(REQUEST): From the entries provided below, copy each line that contains the word "screenshot".

(LISTED ENTRIES):

* Start *

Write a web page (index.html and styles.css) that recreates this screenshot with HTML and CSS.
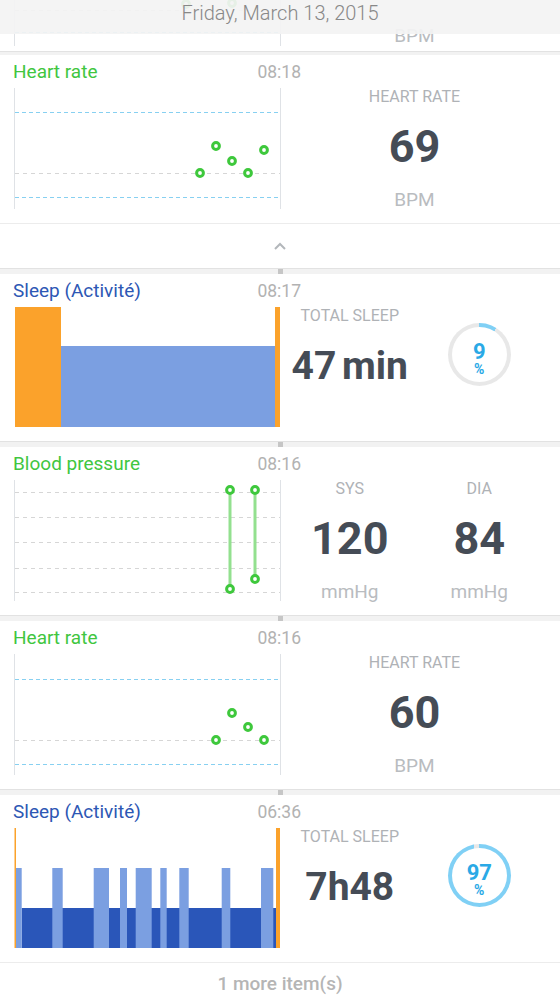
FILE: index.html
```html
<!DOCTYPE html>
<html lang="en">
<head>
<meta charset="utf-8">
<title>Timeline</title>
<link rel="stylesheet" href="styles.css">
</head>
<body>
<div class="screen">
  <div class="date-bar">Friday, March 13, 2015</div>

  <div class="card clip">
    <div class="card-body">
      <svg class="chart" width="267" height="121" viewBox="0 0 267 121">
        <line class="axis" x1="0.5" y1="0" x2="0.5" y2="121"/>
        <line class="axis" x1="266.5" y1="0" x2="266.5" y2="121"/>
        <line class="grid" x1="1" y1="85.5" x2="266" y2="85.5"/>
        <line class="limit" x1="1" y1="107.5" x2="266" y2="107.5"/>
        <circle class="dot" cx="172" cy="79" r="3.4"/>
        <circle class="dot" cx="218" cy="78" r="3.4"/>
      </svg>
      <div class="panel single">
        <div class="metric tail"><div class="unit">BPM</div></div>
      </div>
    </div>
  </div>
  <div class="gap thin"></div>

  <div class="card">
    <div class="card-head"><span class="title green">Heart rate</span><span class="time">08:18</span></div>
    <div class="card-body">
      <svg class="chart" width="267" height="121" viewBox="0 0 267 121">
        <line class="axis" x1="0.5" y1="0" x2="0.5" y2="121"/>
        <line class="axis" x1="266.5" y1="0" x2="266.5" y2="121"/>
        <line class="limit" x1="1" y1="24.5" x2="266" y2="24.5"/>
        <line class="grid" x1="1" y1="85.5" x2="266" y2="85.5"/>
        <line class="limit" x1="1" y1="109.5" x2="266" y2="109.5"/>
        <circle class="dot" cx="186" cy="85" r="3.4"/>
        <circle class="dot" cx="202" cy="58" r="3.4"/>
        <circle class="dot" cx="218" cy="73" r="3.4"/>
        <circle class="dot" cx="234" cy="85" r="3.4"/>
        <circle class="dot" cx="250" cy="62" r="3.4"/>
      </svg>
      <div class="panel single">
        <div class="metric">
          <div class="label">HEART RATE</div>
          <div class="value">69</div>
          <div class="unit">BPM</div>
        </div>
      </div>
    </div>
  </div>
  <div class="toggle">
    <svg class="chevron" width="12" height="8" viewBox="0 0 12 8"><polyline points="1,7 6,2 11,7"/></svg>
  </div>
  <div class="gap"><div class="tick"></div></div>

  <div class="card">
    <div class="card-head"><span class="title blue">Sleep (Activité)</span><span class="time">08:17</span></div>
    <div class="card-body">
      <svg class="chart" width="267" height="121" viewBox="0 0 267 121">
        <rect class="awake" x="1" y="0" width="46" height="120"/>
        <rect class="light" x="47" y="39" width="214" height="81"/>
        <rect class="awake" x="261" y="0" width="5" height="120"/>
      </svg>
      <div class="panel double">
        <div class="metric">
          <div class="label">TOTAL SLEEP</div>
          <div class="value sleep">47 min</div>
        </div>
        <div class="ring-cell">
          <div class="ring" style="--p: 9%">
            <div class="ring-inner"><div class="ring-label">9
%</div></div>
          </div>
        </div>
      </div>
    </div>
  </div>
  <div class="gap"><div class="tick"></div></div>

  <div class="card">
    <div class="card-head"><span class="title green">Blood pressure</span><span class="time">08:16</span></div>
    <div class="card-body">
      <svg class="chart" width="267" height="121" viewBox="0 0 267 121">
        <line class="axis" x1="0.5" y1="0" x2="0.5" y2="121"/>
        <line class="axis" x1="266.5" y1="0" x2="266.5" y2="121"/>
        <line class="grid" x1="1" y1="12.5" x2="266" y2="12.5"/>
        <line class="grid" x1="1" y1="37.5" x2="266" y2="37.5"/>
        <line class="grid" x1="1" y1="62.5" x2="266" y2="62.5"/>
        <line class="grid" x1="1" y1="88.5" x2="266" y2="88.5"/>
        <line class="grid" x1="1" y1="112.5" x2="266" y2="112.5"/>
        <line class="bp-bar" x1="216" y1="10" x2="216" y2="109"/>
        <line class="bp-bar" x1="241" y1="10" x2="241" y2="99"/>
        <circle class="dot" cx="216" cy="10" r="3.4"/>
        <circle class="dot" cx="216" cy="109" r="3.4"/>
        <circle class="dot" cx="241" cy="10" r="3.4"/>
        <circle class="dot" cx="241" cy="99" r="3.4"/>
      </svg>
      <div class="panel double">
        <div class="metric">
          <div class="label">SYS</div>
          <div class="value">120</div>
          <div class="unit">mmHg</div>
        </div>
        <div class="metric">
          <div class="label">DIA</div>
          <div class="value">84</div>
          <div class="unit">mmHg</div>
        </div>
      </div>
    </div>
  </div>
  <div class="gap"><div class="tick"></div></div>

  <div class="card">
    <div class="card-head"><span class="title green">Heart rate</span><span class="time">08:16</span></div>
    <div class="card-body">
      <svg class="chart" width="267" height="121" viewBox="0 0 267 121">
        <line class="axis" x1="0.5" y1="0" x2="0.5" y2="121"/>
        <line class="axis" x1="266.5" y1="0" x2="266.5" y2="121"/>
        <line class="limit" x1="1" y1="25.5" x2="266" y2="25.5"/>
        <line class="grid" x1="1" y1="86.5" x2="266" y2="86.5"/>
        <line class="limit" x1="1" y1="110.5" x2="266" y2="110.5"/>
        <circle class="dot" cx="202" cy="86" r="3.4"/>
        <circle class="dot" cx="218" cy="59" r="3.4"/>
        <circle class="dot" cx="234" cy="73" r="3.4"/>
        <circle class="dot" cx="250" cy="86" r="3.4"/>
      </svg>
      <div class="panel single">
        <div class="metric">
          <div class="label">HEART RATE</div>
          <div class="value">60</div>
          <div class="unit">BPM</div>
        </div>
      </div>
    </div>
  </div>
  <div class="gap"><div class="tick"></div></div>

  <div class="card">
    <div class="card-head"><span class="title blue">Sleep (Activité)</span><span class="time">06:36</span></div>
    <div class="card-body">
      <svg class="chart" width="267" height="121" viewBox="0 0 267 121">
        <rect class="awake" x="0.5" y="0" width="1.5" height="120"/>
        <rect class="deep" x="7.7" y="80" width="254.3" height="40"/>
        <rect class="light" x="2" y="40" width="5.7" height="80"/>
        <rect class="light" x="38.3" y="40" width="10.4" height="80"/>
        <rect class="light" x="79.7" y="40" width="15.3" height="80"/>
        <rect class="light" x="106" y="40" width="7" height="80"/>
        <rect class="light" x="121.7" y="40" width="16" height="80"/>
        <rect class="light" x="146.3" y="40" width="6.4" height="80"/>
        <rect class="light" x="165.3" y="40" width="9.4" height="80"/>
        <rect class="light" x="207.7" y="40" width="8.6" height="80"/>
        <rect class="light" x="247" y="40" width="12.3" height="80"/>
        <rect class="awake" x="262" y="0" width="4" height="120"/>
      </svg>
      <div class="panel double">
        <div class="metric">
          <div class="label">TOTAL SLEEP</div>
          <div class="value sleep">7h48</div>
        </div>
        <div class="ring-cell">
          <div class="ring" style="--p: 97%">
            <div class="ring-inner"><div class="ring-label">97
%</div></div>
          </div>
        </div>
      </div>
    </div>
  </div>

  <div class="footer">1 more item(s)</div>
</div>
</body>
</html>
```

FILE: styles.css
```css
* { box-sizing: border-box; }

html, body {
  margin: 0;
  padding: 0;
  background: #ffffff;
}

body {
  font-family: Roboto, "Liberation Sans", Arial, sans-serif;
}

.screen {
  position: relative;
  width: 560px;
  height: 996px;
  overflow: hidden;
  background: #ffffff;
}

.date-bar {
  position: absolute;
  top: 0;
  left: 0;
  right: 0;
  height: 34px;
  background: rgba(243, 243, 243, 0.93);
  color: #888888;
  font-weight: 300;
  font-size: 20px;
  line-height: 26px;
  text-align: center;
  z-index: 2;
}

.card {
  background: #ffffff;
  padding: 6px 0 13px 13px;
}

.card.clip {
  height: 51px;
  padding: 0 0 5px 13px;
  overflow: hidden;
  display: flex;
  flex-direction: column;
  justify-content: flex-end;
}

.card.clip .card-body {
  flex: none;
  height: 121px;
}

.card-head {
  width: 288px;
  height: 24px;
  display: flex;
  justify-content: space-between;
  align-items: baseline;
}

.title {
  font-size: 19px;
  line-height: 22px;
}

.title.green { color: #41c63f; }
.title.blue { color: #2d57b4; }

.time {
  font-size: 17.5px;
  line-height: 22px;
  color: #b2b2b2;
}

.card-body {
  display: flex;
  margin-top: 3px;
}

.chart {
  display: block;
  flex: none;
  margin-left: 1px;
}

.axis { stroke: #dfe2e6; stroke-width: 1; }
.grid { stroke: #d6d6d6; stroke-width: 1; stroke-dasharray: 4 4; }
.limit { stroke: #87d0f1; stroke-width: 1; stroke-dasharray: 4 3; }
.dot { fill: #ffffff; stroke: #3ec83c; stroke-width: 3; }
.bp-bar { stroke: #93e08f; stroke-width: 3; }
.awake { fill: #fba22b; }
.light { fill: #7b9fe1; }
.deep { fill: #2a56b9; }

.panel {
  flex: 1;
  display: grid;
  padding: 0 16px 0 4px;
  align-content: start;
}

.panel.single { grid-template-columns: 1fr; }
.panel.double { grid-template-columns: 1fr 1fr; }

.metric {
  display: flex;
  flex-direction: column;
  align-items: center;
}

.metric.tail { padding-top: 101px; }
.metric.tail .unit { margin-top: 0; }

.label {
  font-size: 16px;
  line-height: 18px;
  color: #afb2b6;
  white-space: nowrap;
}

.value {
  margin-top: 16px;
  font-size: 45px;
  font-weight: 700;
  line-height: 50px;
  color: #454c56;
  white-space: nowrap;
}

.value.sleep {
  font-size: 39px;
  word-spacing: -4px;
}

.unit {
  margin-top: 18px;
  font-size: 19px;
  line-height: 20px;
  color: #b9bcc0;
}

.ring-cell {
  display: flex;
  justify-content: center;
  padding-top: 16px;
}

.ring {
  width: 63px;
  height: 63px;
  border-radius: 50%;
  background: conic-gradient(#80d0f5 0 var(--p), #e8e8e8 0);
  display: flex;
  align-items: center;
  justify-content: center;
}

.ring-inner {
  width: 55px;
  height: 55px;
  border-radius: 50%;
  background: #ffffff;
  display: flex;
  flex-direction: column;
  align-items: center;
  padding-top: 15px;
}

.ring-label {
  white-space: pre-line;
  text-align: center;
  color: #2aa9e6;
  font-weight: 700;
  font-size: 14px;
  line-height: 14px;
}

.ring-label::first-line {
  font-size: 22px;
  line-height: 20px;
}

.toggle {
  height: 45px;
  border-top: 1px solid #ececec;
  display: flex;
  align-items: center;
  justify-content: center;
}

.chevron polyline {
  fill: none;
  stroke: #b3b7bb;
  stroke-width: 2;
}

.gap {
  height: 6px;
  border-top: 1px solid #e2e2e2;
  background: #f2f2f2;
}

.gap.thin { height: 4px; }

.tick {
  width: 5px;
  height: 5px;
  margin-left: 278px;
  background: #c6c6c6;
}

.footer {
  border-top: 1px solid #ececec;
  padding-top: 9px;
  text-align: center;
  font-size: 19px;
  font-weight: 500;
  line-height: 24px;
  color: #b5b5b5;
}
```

* End *
* Start *

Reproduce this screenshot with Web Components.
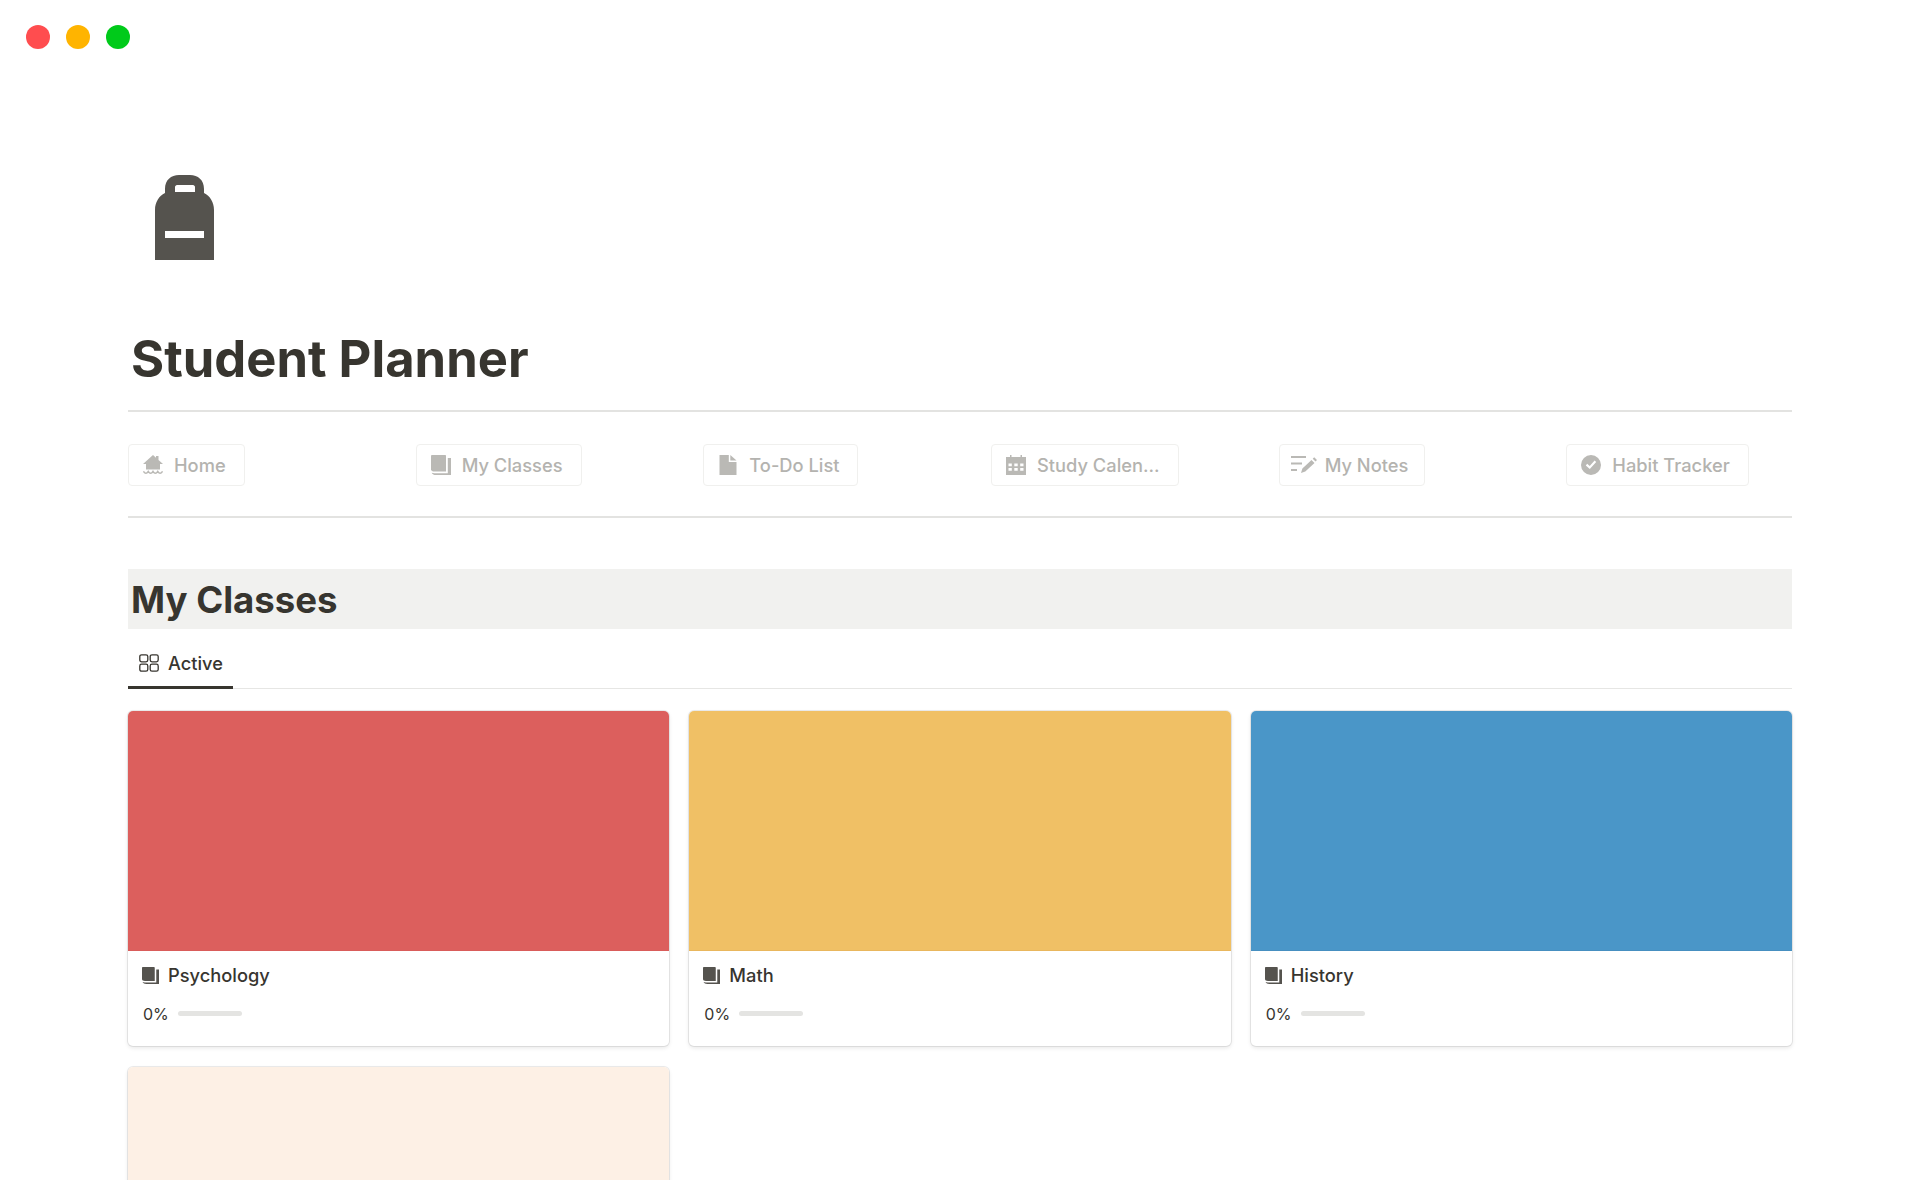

* End *

(FULL OUTPUT):
Write a web page (index.html and styles.css) that recreates this screenshot with HTML and CSS.
Reproduce this screenshot with Web Components.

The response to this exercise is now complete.